Tell how many lines in the data below include the word "React". The answer is the number only.

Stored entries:
* begin *

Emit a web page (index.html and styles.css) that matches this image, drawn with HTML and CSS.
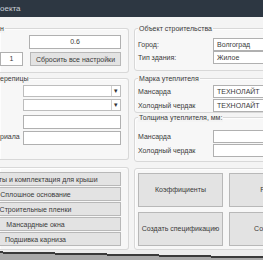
FILE: index.html
```html
<!DOCTYPE html>
<html>
<head>
<meta charset="utf-8">
<link rel="stylesheet" href="styles.css">
</head>
<body>
<div class="win">
  <div class="title">оекта</div>
  <div class="content">
    <div class="col left">
      <div class="grp g1">
        <span class="glabel">н</span>
        <div class="row"><div class="field center f-val">0.6</div></div>
        <div class="row gap8"><div class="field center f-one">1</div><div class="btn b-reset">Сбросить все настройки</div></div>
      </div>
      <div class="grp g2">
        <span class="glabel">ерепицы</span>
        <div class="row"><div class="combo"><span class="ctext"></span><span class="arrow">▾</span></div></div>
        <div class="row"><div class="combo"><span class="ctext"></span><span class="arrow">▾</span></div></div>
        <div class="row"><div class="field f-wide"></div></div>
        <div class="row spread"><span class="lbl">риала</span><div class="field f-wide"></div></div>
      </div>
      <div class="grp g3">
        <div class="btn lbtn">Элементы и комплектация для крыши</div>
        <div class="btn lbtn">Сплошное основание</div>
        <div class="btn lbtn">Строительные пленки</div>
        <div class="btn lbtn">Мансардные окна</div>
        <div class="btn lbtn">Подшивка карниза</div>
      </div>
    </div>
    <div class="col right">
      <div class="grp gA">
        <span class="glabel">Объект строительства</span>
        <div class="frow"><span class="flabel">Город:</span><div class="field rf">Волгоград</div></div>
        <div class="frow"><span class="flabel">Тип здания:</span><div class="field rf">Жилое</div></div>
      </div>
      <div class="grp gB">
        <span class="glabel">Марка утеплителя</span>
        <div class="frow"><span class="flabel">Мансарда</span><div class="field rf">ТЕХНОЛАЙТ</div></div>
        <div class="frow"><span class="flabel">Холодный чердак</span><div class="field rf">ТЕХНОЛАЙТ</div></div>
      </div>
      <div class="grp gB2">
        <span class="glabel">Толщина утеплителя, мм:</span>
        <div class="frow"><span class="flabel">Мансарда</span><div class="field rf num">200</div></div>
        <div class="frow"><span class="flabel">Холодный чердак</span><div class="field rf num">170</div></div>
      </div>
      <div class="grp gC">
        <div class="bgrid">
          <div class="btn big">Коэффициенты</div>
          <div class="btn big">Расчет</div>
          <div class="btn big">Создать спецификацию</div>
          <div class="btn big">Сохранить</div>
        </div>
      </div>
    </div>
  </div>
  <div class="taskbar"></div>
</div>
</body>
</html>
```
FILE: styles.css
```css
html, body {
  margin: 0;
  padding: 0;
  overflow: hidden;
  width: 263px;
  height: 260px;
  background: #f4f4f4;
}
.win {
  width: 263px;
  height: 260px;
  display: flex;
  flex-direction: column;
  font-family: "Liberation Sans", Arial, sans-serif;
  font-size: 7px;
  color: #3a3a3a;
  overflow: hidden;
}
.title {
  height: 17px;
  line-height: 17px;
  background: #2d3742;
  color: #c9d0d7;
  font-size: 8px;
  flex: none;
}
.content {
  display: flex;
  gap: 5px;
  padding-top: 11px;
  height: 222px;
  flex: none;
}
.col {
  display: flex;
  flex-direction: column;
  flex: none;
}
.left { width: 129px; }
.right { width: 200px; }
.grp {
  position: relative;
  border: 1px solid #d8d8d8;
  border-radius: 3px;
  box-sizing: border-box;
  background: #f7f7f7;
  box-shadow: inset 1px 1px 0 #fdfdfd;
}
.left .grp {
  border-left: none;
  border-top-left-radius: 0;
  border-bottom-left-radius: 0;
}
.glabel {
  position: absolute;
  top: -5px;
  left: 3px;
  padding: 0 1px;
  background: #f4f4f4;
  line-height: 9px;
  white-space: nowrap;
  color: #3a3a3a;
}
.left .glabel { left: 0; padding-left: 0; }
.row {
  display: flex;
  align-items: center;
}
.gap8 { gap: 7px; }
.field {
  height: 14px;
  box-sizing: border-box;
  border: 1px solid #b0b0b0;
  background: #fff;
  line-height: 12px;
  padding: 0 3px;
  white-space: nowrap;
  overflow: hidden;
}
.center { text-align: center; }
.g1 {
  height: 45px;
  padding: 6px 7px 0 0;
  display: flex;
  flex-direction: column;
  gap: 3px;
}
.f-val { margin-left: 29px; width: 92px; }
.f-one { width: 23px; }
.btn {
  box-sizing: border-box;
  border: 1px solid #b8b8b8;
  background: #e3e3e3;
  display: flex;
  align-items: center;
  justify-content: center;
  white-space: nowrap;
  overflow: hidden;
}
.b-reset { width: 91px; height: 14px; }
.g2 {
  margin-top: 5px;
  height: 83px;
  padding: 6px 7px 0 0;
  display: flex;
  flex-direction: column;
  gap: 2px;
}
.combo {
  margin-left: 23px;
  width: 98px;
  height: 12px;
  box-sizing: border-box;
  border: 1px solid #bdbdbd;
  background: #fff;
  display: flex;
  justify-content: flex-end;
  align-items: center;
}
.arrow {
  width: 8px;
  height: 10px;
  border-left: 1px solid #d0d0d0;
  font-size: 7px;
  line-height: 10px;
  text-align: center;
  color: #333;
}
.f-wide { margin-left: 23px; width: 98px; }
.spread { justify-content: space-between; }
.spread .f-wide { margin-left: 0; }
.lbl { padding-bottom: 2px; }
.g2 .row:nth-child(4) { margin-top: 2px; }
.g3 {
  margin-top: 7px;
  height: 83px;
  padding: 4px 8px 0 0;
  display: flex;
  flex-direction: column;
  gap: 1px;
}
.lbtn {
  height: 14px;
  width: 171px;
  margin-left: -50px;
  flex: none;
}
.gA {
  height: 43px;
  padding: 9px 0 0 3px;
  display: flex;
  flex-direction: column;
}
.frow {
  display: flex;
  align-items: center;
  height: 13px;
}
.flabel {
  width: 75px;
  flex: none;
}
.rf {
  height: 13px;
  line-height: 11px;
  width: 90px;
  flex: none;
}
.num { text-align: right; padding-right: 10px; }
.gB {
  margin-top: 7px;
  height: 35px;
  padding: 6px 0 0 3px;
  display: flex;
  flex-direction: column;
  gap: 1px;
}
.gB2 {
  margin-top: 4px;
  height: 45px;
  padding: 12px 0 0 3px;
  display: flex;
  flex-direction: column;
  gap: 1px;
}
.gC {
  margin-top: 6px;
  height: 83px;
  padding: 4px 0 0 3px;
}
.bgrid {
  display: grid;
  grid-template-columns: 85px 85px;
  grid-auto-rows: 34px;
  column-gap: 6px;
  row-gap: 5px;
}
.big { height: 34px; }
.taskbar {
  flex: none;
  height: 10px;
  background: linear-gradient(181.1deg, #ececec 0, #ececec 6.5px, #3a3a3a 6.5px, #3a3a3a 8.5px, #a9a9a9 8.5px, #a9a9a9 100%);
}
```
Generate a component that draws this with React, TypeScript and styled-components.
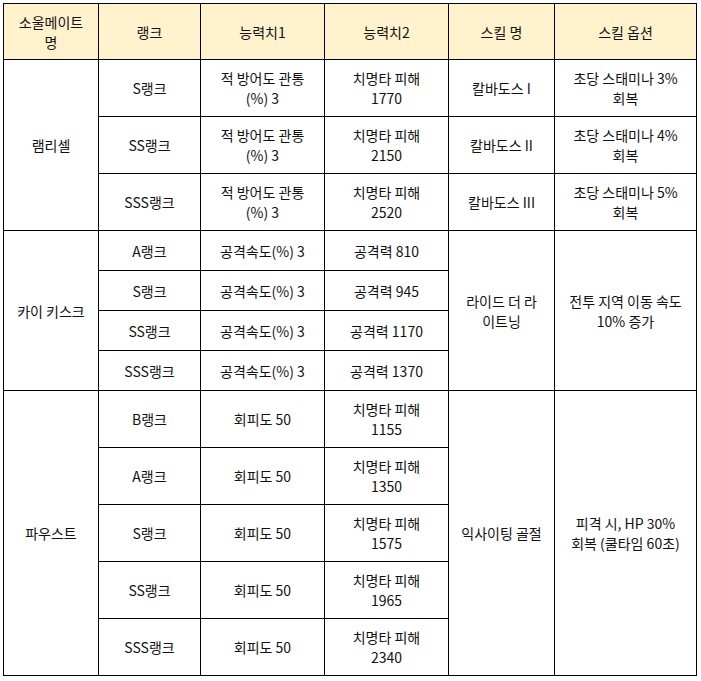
import React from "react";
import styled, { createGlobalStyle } from "styled-components";

const Global = createGlobalStyle`
  html, body { margin: 0; padding: 0; background: #fff; }
  body { font-family: "Noto Sans CJK KR", "Noto Sans", sans-serif; color: #111; }
`;

const Page = styled.div`
  padding: 3px;
`;

const Table = styled.table`
  border-collapse: collapse;
  table-layout: fixed;
  width: 694px;
  font-size: 14px;
  line-height: 20px;
  border: 1px solid #000;
`;

const Row = styled.tr<{ $h: number }>`
  height: ${(p) => p.$h}px;
`;

const Head = styled.th`
  background: #fff2cc;
  font-weight: 400;
  border: 1px solid #000;
  padding: 0 4px;
  text-align: center;
  vertical-align: middle;
`;

const Cell = styled.td`
  border: 1px solid #000;
  padding: 0 4px;
  text-align: center;
  vertical-align: middle;
`;

const widths = [95, 102, 124, 124, 106, 142];

type R = { rank: string; s1: React.ReactNode; s2: React.ReactNode; h: number };

const L = ({ a, b }: { a: string; b: string }) => (
  <>
    {a}
    <br />
    {b}
  </>
);

const groups: {
  name: string;
  skill: React.ReactNode;
  opt: React.ReactNode;
  perRowSkill?: React.ReactNode[];
  perRowOpt?: React.ReactNode[];
  rows: R[];
}[] = [
  {
    name: "램리셀",
    skill: null,
    opt: null,
    perRowSkill: ["칼바도스 I", "칼바도스 II", "칼바도스 III"],
    perRowOpt: [
      <L a="초당 스태미나 3%" b="회복" />,
      <L a="초당 스태미나 4%" b="회복" />,
      <L a="초당 스태미나 5%" b="회복" />,
    ],
    rows: [
      { rank: "S랭크", s1: <L a="적 방어도 관통" b="(%) 3" />, s2: <L a="치명타 피해" b="1770" />, h: 57 },
      { rank: "SS랭크", s1: <L a="적 방어도 관통" b="(%) 3" />, s2: <L a="치명타 피해" b="2150" />, h: 57 },
      { rank: "SSS랭크", s1: <L a="적 방어도 관통" b="(%) 3" />, s2: <L a="치명타 피해" b="2520" />, h: 57 },
    ],
  },
  {
    name: "카이 키스크",
    skill: <L a="라이드 더 라" b="이트닝" />,
    opt: <L a="전투 지역 이동 속도" b="10% 증가" />,
    rows: [
      { rank: "A랭크", s1: "공격속도(%) 3", s2: "공격력 810", h: 40 },
      { rank: "S랭크", s1: "공격속도(%) 3", s2: "공격력 945", h: 40 },
      { rank: "SS랭크", s1: "공격속도(%) 3", s2: "공격력 1170", h: 40 },
      { rank: "SSS랭크", s1: "공격속도(%) 3", s2: "공격력 1370", h: 40 },
    ],
  },
  {
    name: "파우스트",
    skill: "익사이팅 골절",
    opt: <L a="피격 시, HP 30%" b="회복 (쿨타임 60초)" />,
    rows: [
      { rank: "B랭크", s1: "회피도 50", s2: <L a="치명타 피해" b="1155" />, h: 57 },
      { rank: "A랭크", s1: "회피도 50", s2: <L a="치명타 피해" b="1350" />, h: 57 },
      { rank: "S랭크", s1: "회피도 50", s2: <L a="치명타 피해" b="1575" />, h: 57 },
      { rank: "SS랭크", s1: "회피도 50", s2: <L a="치명타 피해" b="1965" />, h: 57 },
      { rank: "SSS랭크", s1: "회피도 50", s2: <L a="치명타 피해" b="2340" />, h: 57 },
    ],
  },
];

export default function App() {
  return (
    <Page>
      <Global />
      <Table>
        <colgroup>
          {widths.map((w, i) => (
            <col key={i} style={{ width: w }} />
          ))}
        </colgroup>
        <thead>
          <Row $h={56}>
            <Head>
              소울메이트
              <br />명
            </Head>
            <Head>랭크</Head>
            <Head>능력치1</Head>
            <Head>능력치2</Head>
            <Head>스킬 명</Head>
            <Head>스킬 옵션</Head>
          </Row>
        </thead>
        <tbody>
          {groups.map((g) =>
            g.rows.map((r, i) => (
              <Row $h={r.h} key={g.name + i}>
                {i === 0 && <Cell rowSpan={g.rows.length}>{g.name}</Cell>}
                <Cell>{r.rank}</Cell>
                <Cell>{r.s1}</Cell>
                <Cell>{r.s2}</Cell>
                {g.perRowSkill ? (
                  <Cell>{g.perRowSkill[i]}</Cell>
                ) : (
                  i === 0 && <Cell rowSpan={g.rows.length}>{g.skill}</Cell>
                )}
                {g.perRowOpt ? (
                  <Cell>{g.perRowOpt[i]}</Cell>
                ) : (
                  i === 0 && <Cell rowSpan={g.rows.length}>{g.opt}</Cell>
                )}
              </Row>
            ))
          )}
        </tbody>
      </Table>
    </Page>
  );
}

* end *

[Answer to this task] 7